Go through the data and copy every line exactly, but not the images.
————————
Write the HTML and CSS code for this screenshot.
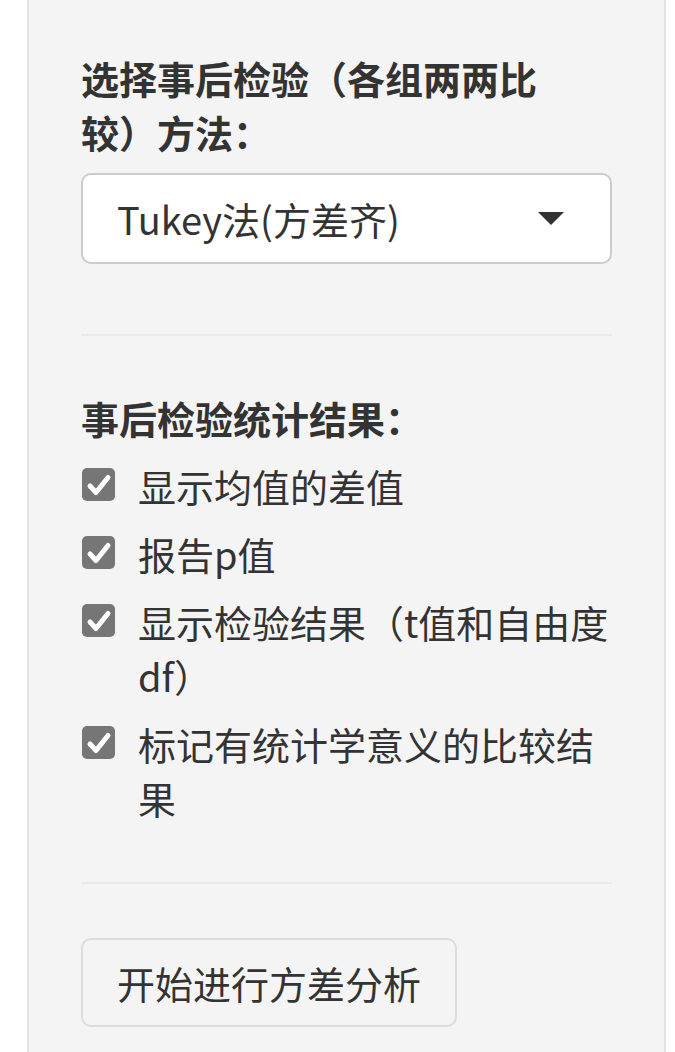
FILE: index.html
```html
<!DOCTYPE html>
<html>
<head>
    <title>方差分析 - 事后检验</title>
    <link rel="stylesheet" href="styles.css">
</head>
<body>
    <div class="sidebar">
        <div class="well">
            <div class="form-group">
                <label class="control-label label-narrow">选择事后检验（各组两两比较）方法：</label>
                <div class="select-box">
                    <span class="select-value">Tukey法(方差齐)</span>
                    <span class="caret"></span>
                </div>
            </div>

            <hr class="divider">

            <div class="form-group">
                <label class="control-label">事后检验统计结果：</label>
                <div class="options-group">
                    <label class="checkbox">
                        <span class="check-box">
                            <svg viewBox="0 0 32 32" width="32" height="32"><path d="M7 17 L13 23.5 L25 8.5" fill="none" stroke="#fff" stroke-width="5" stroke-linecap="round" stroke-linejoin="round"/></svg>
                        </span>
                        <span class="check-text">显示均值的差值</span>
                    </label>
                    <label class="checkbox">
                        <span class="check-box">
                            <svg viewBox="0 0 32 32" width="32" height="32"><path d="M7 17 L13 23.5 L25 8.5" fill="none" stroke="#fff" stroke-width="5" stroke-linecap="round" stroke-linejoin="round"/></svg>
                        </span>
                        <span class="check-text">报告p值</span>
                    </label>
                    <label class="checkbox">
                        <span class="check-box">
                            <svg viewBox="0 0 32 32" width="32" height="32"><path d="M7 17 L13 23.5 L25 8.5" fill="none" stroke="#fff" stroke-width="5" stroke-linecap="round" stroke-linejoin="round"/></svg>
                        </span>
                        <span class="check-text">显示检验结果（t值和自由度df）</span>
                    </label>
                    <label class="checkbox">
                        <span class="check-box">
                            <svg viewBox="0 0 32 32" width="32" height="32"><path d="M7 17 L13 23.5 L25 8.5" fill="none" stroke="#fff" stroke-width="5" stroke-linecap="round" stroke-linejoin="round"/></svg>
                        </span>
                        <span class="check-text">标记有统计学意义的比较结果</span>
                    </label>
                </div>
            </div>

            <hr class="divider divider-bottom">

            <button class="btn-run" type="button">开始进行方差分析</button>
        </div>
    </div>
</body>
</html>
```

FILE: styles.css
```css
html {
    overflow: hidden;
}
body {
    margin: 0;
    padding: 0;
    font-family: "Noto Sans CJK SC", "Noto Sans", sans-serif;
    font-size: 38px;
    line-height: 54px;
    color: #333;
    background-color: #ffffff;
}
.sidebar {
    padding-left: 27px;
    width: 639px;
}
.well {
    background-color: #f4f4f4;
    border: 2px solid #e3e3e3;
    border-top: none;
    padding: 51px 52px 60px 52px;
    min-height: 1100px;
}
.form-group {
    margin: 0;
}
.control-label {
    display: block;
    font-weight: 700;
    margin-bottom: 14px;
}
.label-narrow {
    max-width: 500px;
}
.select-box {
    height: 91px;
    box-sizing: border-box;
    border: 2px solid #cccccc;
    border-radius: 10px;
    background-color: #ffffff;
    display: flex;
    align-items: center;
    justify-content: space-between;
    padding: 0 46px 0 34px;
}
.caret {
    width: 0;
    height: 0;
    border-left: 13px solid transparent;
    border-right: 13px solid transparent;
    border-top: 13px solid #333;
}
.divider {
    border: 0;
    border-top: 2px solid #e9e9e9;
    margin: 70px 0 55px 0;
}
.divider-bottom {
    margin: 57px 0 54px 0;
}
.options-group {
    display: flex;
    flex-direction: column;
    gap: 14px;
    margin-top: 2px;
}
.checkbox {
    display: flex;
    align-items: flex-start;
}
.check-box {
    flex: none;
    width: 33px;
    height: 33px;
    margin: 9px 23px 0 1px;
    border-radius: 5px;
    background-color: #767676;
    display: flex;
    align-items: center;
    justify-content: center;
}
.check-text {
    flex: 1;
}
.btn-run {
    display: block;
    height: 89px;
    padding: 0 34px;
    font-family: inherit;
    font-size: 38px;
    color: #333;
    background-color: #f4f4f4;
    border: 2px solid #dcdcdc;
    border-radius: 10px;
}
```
————————
▶ [RESULT BELOW]:
Write the HTML and CSS code for this screenshot.
FILE: index.html
```html
<!DOCTYPE html>
<html>
<head>
    <title>方差分析 - 事后检验</title>
    <link rel="stylesheet" href="styles.css">
</head>
<body>
    <div class="sidebar">
        <div class="well">
            <div class="form-group">
                <label class="control-label label-narrow">选择事后检验（各组两两比较）方法：</label>
                <div class="select-box">
                    <span class="select-value">Tukey法(方差齐)</span>
                    <span class="caret"></span>
                </div>
            </div>

            <hr class="divider">

            <div class="form-group">
                <label class="control-label">事后检验统计结果：</label>
                <div class="options-group">
                    <label class="checkbox">
                        <span class="check-box">
                            <svg viewBox="0 0 32 32" width="32" height="32"><path d="M7 17 L13 23.5 L25 8.5" fill="none" stroke="#fff" stroke-width="5" stroke-linecap="round" stroke-linejoin="round"/></svg>
                        </span>
                        <span class="check-text">显示均值的差值</span>
                    </label>
                    <label class="checkbox">
                        <span class="check-box">
                            <svg viewBox="0 0 32 32" width="32" height="32"><path d="M7 17 L13 23.5 L25 8.5" fill="none" stroke="#fff" stroke-width="5" stroke-linecap="round" stroke-linejoin="round"/></svg>
                        </span>
                        <span class="check-text">报告p值</span>
                    </label>
                    <label class="checkbox">
                        <span class="check-box">
                            <svg viewBox="0 0 32 32" width="32" height="32"><path d="M7 17 L13 23.5 L25 8.5" fill="none" stroke="#fff" stroke-width="5" stroke-linecap="round" stroke-linejoin="round"/></svg>
                        </span>
                        <span class="check-text">显示检验结果（t值和自由度df）</span>
                    </label>
                    <label class="checkbox">
                        <span class="check-box">
                            <svg viewBox="0 0 32 32" width="32" height="32"><path d="M7 17 L13 23.5 L25 8.5" fill="none" stroke="#fff" stroke-width="5" stroke-linecap="round" stroke-linejoin="round"/></svg>
                        </span>
                        <span class="check-text">标记有统计学意义的比较结果</span>
                    </label>
                </div>
            </div>

            <hr class="divider divider-bottom">

            <button class="btn-run" type="button">开始进行方差分析</button>
        </div>
    </div>
</body>
</html>
```

FILE: styles.css
```css
html {
    overflow: hidden;
}
body {
    margin: 0;
    padding: 0;
    font-family: "Noto Sans CJK SC", "Noto Sans", sans-serif;
    font-size: 38px;
    line-height: 54px;
    color: #333;
    background-color: #ffffff;
}
.sidebar {
    padding-left: 27px;
    width: 639px;
}
.well {
    background-color: #f4f4f4;
    border: 2px solid #e3e3e3;
    border-top: none;
    padding: 51px 52px 60px 52px;
    min-height: 1100px;
}
.form-group {
    margin: 0;
}
.control-label {
    display: block;
    font-weight: 700;
    margin-bottom: 14px;
}
.label-narrow {
    max-width: 500px;
}
.select-box {
    height: 91px;
    box-sizing: border-box;
    border: 2px solid #cccccc;
    border-radius: 10px;
    background-color: #ffffff;
    display: flex;
    align-items: center;
    justify-content: space-between;
    padding: 0 46px 0 34px;
}
.caret {
    width: 0;
    height: 0;
    border-left: 13px solid transparent;
    border-right: 13px solid transparent;
    border-top: 13px solid #333;
}
.divider {
    border: 0;
    border-top: 2px solid #e9e9e9;
    margin: 70px 0 55px 0;
}
.divider-bottom {
    margin: 57px 0 54px 0;
}
.options-group {
    display: flex;
    flex-direction: column;
    gap: 14px;
    margin-top: 2px;
}
.checkbox {
    display: flex;
    align-items: flex-start;
}
.check-box {
    flex: none;
    width: 33px;
    height: 33px;
    margin: 9px 23px 0 1px;
    border-radius: 5px;
    background-color: #767676;
    display: flex;
    align-items: center;
    justify-content: center;
}
.check-text {
    flex: 1;
}
.btn-run {
    display: block;
    height: 89px;
    padding: 0 34px;
    font-family: inherit;
    font-size: 38px;
    color: #333;
    background-color: #f4f4f4;
    border: 2px solid #dcdcdc;
    border-radius: 10px;
}
```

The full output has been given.